In contrast, such options as the Arctic National Wildlife Refuge decrease security. If the Refuge held economically recoverable oil (unlikely and a decade away according to the official data), then delivering that oil by its only route, the Trans-Alaska Pipeline System (TAPS), would undercut the anti-terrorist purpose of the pending Defense Authorization Bill. It would make TAPS the fattest energy-terrorist target in the country.

TAPS is American, but frighteningly insecure. It's mostly above ground, accessible to attackers, and often unrepairable in winter. If pumping stations or key facilities at either end were disabled, nine million barrels of hot oil could congeal in one winter week into an 800-mile-long Chapstik. The Army, US General Accounting Office, and Senate Judiciary Committee found TAPS indefensible. It has already been incompetently bombed twice, shot at, and otherwise sabotaged. A disgruntled engineer's more sophisticated plot to blow up three critical points with 14 bombs, then profit from oil futures trading, was thwarted by luck two years ago. He was an amiable bungler compared with the Sept. 11 attackers -- whose Algerian colleagues have just threatened to blow up a major gas pipeline to Southern Europe.
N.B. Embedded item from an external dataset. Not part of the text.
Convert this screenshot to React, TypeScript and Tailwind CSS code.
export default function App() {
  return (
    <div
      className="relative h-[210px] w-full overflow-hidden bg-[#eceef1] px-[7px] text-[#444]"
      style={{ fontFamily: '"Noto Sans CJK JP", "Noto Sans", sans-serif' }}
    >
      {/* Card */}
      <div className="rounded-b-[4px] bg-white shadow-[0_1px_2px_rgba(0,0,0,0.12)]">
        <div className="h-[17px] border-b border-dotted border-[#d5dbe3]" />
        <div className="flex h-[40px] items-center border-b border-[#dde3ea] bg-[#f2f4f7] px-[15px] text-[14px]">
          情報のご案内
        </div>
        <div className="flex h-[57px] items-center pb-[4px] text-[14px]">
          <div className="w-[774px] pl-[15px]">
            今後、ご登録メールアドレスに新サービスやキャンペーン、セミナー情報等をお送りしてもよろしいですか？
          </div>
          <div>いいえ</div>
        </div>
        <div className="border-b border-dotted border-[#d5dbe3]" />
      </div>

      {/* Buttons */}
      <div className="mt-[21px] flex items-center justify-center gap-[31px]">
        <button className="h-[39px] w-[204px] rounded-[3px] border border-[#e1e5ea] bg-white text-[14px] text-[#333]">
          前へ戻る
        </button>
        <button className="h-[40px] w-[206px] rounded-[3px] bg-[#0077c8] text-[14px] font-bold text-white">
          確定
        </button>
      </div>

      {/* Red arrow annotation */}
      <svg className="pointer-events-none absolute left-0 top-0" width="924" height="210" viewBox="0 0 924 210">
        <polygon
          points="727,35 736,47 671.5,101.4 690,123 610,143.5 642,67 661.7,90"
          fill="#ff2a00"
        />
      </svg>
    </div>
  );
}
Both Gulf oil and the vulnerable, rapidly-aging TAPS imperil national energy security. Both should be replaced with faster, cheaper, inherently secure energy (a resource six times larger and cheaper than their sum) and distributed domestic supply alternatives. That is how to design an energy system that terrorists can't shut off -- and a durable foundation for an America that is no longer a fragile power.

Amory B. Lovins is co-founder of the Rocky Mountain Institute, an entrepreneurial, nonprofit organization that fosters the efficient and restorative use of resources to create a more secure, prosperous, and life-sustaining world. This originally appeared at TomPaine.com.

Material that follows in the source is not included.